• Stored data
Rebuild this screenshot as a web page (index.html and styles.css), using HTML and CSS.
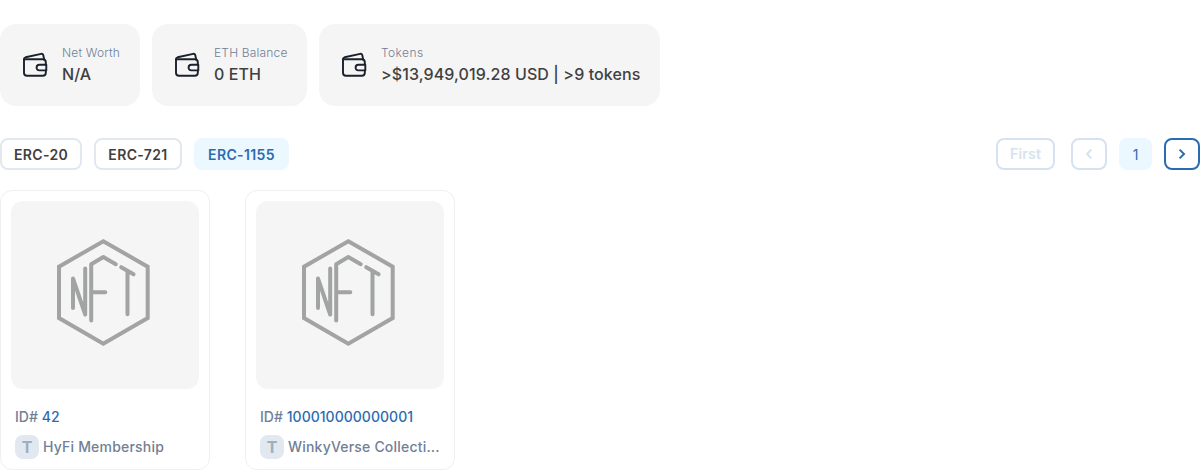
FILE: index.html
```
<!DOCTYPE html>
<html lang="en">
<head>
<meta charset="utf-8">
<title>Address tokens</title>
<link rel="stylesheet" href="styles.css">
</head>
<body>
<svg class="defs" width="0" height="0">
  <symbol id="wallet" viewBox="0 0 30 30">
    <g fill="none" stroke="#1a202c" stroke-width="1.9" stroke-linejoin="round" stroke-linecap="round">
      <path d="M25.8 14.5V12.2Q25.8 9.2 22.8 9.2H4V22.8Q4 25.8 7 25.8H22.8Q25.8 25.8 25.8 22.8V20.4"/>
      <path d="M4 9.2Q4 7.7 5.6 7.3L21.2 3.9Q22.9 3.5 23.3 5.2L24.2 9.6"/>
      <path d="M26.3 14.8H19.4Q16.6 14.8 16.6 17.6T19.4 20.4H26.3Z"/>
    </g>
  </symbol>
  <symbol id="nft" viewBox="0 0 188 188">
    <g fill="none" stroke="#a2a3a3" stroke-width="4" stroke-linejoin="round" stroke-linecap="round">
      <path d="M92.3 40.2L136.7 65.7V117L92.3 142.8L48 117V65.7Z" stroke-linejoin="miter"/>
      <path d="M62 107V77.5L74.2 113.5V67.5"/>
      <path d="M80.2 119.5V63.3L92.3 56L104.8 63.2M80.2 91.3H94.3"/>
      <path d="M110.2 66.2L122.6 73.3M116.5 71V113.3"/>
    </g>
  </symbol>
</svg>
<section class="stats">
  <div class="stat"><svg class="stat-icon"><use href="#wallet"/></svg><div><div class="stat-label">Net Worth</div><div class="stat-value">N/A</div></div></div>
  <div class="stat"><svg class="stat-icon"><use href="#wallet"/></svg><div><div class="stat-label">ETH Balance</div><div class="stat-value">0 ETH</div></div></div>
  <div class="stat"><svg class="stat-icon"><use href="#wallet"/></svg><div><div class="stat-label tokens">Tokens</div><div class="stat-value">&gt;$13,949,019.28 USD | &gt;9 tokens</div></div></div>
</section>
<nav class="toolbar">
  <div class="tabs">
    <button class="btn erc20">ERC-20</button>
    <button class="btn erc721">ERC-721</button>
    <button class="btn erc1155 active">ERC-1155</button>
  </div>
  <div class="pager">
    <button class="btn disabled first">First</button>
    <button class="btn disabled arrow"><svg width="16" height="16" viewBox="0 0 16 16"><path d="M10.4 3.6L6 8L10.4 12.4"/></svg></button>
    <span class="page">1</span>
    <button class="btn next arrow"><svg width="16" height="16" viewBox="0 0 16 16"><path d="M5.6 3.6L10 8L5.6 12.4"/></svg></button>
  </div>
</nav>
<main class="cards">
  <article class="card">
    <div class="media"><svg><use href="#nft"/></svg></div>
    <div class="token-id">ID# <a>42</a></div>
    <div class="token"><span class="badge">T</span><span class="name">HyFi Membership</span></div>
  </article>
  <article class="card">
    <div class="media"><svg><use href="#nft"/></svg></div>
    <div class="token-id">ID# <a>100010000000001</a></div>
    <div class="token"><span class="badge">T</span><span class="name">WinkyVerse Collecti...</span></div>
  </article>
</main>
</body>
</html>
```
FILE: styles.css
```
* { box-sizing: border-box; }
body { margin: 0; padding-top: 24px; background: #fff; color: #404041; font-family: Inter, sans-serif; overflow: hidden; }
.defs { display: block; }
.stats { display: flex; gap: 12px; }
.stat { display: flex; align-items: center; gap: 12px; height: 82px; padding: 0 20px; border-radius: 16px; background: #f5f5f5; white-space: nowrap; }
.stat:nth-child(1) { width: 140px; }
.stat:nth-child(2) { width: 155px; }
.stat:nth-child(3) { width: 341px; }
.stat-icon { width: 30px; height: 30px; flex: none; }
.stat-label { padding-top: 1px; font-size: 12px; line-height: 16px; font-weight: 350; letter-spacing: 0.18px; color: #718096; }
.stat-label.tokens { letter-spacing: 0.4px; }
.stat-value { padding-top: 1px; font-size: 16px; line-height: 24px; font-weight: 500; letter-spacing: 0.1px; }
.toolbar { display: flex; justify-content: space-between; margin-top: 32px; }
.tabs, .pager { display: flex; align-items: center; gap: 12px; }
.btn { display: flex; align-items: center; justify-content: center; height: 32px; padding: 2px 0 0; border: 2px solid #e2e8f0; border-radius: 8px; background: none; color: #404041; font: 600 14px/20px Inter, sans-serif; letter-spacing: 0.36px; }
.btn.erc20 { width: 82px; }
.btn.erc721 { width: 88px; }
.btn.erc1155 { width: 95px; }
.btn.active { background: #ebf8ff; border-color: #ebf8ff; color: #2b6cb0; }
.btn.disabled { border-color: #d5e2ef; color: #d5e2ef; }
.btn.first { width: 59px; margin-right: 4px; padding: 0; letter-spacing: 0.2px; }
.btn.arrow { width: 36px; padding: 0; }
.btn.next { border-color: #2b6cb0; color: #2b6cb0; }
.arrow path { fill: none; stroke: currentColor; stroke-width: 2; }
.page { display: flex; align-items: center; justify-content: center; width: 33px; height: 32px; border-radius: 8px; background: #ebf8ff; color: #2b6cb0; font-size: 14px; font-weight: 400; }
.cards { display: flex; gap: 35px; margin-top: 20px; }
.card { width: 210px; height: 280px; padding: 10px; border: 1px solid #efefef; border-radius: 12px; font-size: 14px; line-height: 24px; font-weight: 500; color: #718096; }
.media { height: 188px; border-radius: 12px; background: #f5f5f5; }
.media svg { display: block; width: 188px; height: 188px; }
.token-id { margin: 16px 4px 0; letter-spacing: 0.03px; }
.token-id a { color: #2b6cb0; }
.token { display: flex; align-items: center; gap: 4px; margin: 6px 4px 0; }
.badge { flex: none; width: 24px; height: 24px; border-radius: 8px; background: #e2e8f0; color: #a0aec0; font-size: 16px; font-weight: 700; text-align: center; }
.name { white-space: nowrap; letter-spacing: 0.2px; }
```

• Directions for this task
Write out the full set of lines verbatim, without the pictures.

• Response to this exercise
Rebuild this screenshot as a web page (index.html and styles.css), using HTML and CSS.
FILE: index.html
```
<!DOCTYPE html>
<html lang="en">
<head>
<meta charset="utf-8">
<title>Address tokens</title>
<link rel="stylesheet" href="styles.css">
</head>
<body>
<svg class="defs" width="0" height="0">
  <symbol id="wallet" viewBox="0 0 30 30">
    <g fill="none" stroke="#1a202c" stroke-width="1.9" stroke-linejoin="round" stroke-linecap="round">
      <path d="M25.8 14.5V12.2Q25.8 9.2 22.8 9.2H4V22.8Q4 25.8 7 25.8H22.8Q25.8 25.8 25.8 22.8V20.4"/>
      <path d="M4 9.2Q4 7.7 5.6 7.3L21.2 3.9Q22.9 3.5 23.3 5.2L24.2 9.6"/>
      <path d="M26.3 14.8H19.4Q16.6 14.8 16.6 17.6T19.4 20.4H26.3Z"/>
    </g>
  </symbol>
  <symbol id="nft" viewBox="0 0 188 188">
    <g fill="none" stroke="#a2a3a3" stroke-width="4" stroke-linejoin="round" stroke-linecap="round">
      <path d="M92.3 40.2L136.7 65.7V117L92.3 142.8L48 117V65.7Z" stroke-linejoin="miter"/>
      <path d="M62 107V77.5L74.2 113.5V67.5"/>
      <path d="M80.2 119.5V63.3L92.3 56L104.8 63.2M80.2 91.3H94.3"/>
      <path d="M110.2 66.2L122.6 73.3M116.5 71V113.3"/>
    </g>
  </symbol>
</svg>
<section class="stats">
  <div class="stat"><svg class="stat-icon"><use href="#wallet"/></svg><div><div class="stat-label">Net Worth</div><div class="stat-value">N/A</div></div></div>
  <div class="stat"><svg class="stat-icon"><use href="#wallet"/></svg><div><div class="stat-label">ETH Balance</div><div class="stat-value">0 ETH</div></div></div>
  <div class="stat"><svg class="stat-icon"><use href="#wallet"/></svg><div><div class="stat-label tokens">Tokens</div><div class="stat-value">&gt;$13,949,019.28 USD | &gt;9 tokens</div></div></div>
</section>
<nav class="toolbar">
  <div class="tabs">
    <button class="btn erc20">ERC-20</button>
    <button class="btn erc721">ERC-721</button>
    <button class="btn erc1155 active">ERC-1155</button>
  </div>
  <div class="pager">
    <button class="btn disabled first">First</button>
    <button class="btn disabled arrow"><svg width="16" height="16" viewBox="0 0 16 16"><path d="M10.4 3.6L6 8L10.4 12.4"/></svg></button>
    <span class="page">1</span>
    <button class="btn next arrow"><svg width="16" height="16" viewBox="0 0 16 16"><path d="M5.6 3.6L10 8L5.6 12.4"/></svg></button>
  </div>
</nav>
<main class="cards">
  <article class="card">
    <div class="media"><svg><use href="#nft"/></svg></div>
    <div class="token-id">ID# <a>42</a></div>
    <div class="token"><span class="badge">T</span><span class="name">HyFi Membership</span></div>
  </article>
  <article class="card">
    <div class="media"><svg><use href="#nft"/></svg></div>
    <div class="token-id">ID# <a>100010000000001</a></div>
    <div class="token"><span class="badge">T</span><span class="name">WinkyVerse Collecti...</span></div>
  </article>
</main>
</body>
</html>
```
FILE: styles.css
```
* { box-sizing: border-box; }
body { margin: 0; padding-top: 24px; background: #fff; color: #404041; font-family: Inter, sans-serif; overflow: hidden; }
.defs { display: block; }
.stats { display: flex; gap: 12px; }
.stat { display: flex; align-items: center; gap: 12px; height: 82px; padding: 0 20px; border-radius: 16px; background: #f5f5f5; white-space: nowrap; }
.stat:nth-child(1) { width: 140px; }
.stat:nth-child(2) { width: 155px; }
.stat:nth-child(3) { width: 341px; }
.stat-icon { width: 30px; height: 30px; flex: none; }
.stat-label { padding-top: 1px; font-size: 12px; line-height: 16px; font-weight: 350; letter-spacing: 0.18px; color: #718096; }
.stat-label.tokens { letter-spacing: 0.4px; }
.stat-value { padding-top: 1px; font-size: 16px; line-height: 24px; font-weight: 500; letter-spacing: 0.1px; }
.toolbar { display: flex; justify-content: space-between; margin-top: 32px; }
.tabs, .pager { display: flex; align-items: center; gap: 12px; }
.btn { display: flex; align-items: center; justify-content: center; height: 32px; padding: 2px 0 0; border: 2px solid #e2e8f0; border-radius: 8px; background: none; color: #404041; font: 600 14px/20px Inter, sans-serif; letter-spacing: 0.36px; }
.btn.erc20 { width: 82px; }
.btn.erc721 { width: 88px; }
.btn.erc1155 { width: 95px; }
.btn.active { background: #ebf8ff; border-color: #ebf8ff; color: #2b6cb0; }
.btn.disabled { border-color: #d5e2ef; color: #d5e2ef; }
.btn.first { width: 59px; margin-right: 4px; padding: 0; letter-spacing: 0.2px; }
.btn.arrow { width: 36px; padding: 0; }
.btn.next { border-color: #2b6cb0; color: #2b6cb0; }
.arrow path { fill: none; stroke: currentColor; stroke-width: 2; }
.page { display: flex; align-items: center; justify-content: center; width: 33px; height: 32px; border-radius: 8px; background: #ebf8ff; color: #2b6cb0; font-size: 14px; font-weight: 400; }
.cards { display: flex; gap: 35px; margin-top: 20px; }
.card { width: 210px; height: 280px; padding: 10px; border: 1px solid #efefef; border-radius: 12px; font-size: 14px; line-height: 24px; font-weight: 500; color: #718096; }
.media { height: 188px; border-radius: 12px; background: #f5f5f5; }
.media svg { display: block; width: 188px; height: 188px; }
.token-id { margin: 16px 4px 0; letter-spacing: 0.03px; }
.token-id a { color: #2b6cb0; }
.token { display: flex; align-items: center; gap: 4px; margin: 6px 4px 0; }
.badge { flex: none; width: 24px; height: 24px; border-radius: 8px; background: #e2e8f0; color: #a0aec0; font-size: 16px; font-weight: 700; text-align: center; }
.name { white-space: nowrap; letter-spacing: 0.2px; }
```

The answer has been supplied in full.